Let me add to Andy McCarthy’s post about this remarkable lead story in today’s Washington Post, which reports that Attorney General Holder has rejected the legal opinion of the Department’s Office of Legal Counsel that the so-called D.C. voting-rights bill pending in Congress is unconstitutional. According to the article, the new OLC — led by deputies (including very liberal legal academics) selected and appointed by the Obama administration — reached the same conclusion that OLC had reached under the Bush administration two years ago: The bill is unconstitutional. But dissatisfied with this answer, Holder turned to the Solicitor General’s office to ask it the very different question whether it “could defend the legislation if it were challenged after its enactment.”
Holder wasn’t asking the SG’s office for its best view on whether or not the bill was constitutional (a role that belongs to OLC, not to the SG). He was asking it merely whether the position that the bill is constitutional is so beyond the pale, so beyond plausible defense, so legally frivolous, that the SG’s office, under its traditional commitment to defend any Act of Congress for which any reasonable defense can be offered, wouldn’t be able to defend it in court. And based on the virtually meaningless answer from the SG’s office that it could defend the legislation, Holder overrode the OLC opinion.
At his confirmation hearing, Holder promised not to politicize DOJ’s legal positions. As the Post’s article reports:
We don’t change OLC opinions simply because a new administration takes over,” he said. “The review that we would conduct would be a substantive one and reflect the best opinions of probably the best lawyers in the department as to where the law would be, what their opinions should be. It will not be a political process, it will be one based solely on our interpretation of the law.
From today’s Post story, it appears that on the D.C. voting-rights bill Holder has ignored the “best opinions of probably the best lawyers in the department as to where the law would be, what their opinions should be” and has imposed a “political process” designed to advance his, and the Obama administration’s, policy position in favor of giving D.C. a vote in the House of Representatives.

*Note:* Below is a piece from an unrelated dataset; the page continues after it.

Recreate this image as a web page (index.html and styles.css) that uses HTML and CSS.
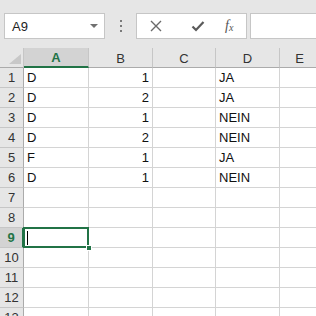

The Post article quotes me, correctly, as labeling Holder’s decision to override OLC’s advice a “blatant abuse” of OLC. That judgment of mine is based on the narrative above (which the reporter recounted to me). I recognize that OLC exercises authority delegated by the attorney general to give binding legal advice and that Holder, as attorney general, has the ultimate (and rarely exercised) authority to override OLC. But the Post story indicates that he has done so on improper grounds and through improper processes.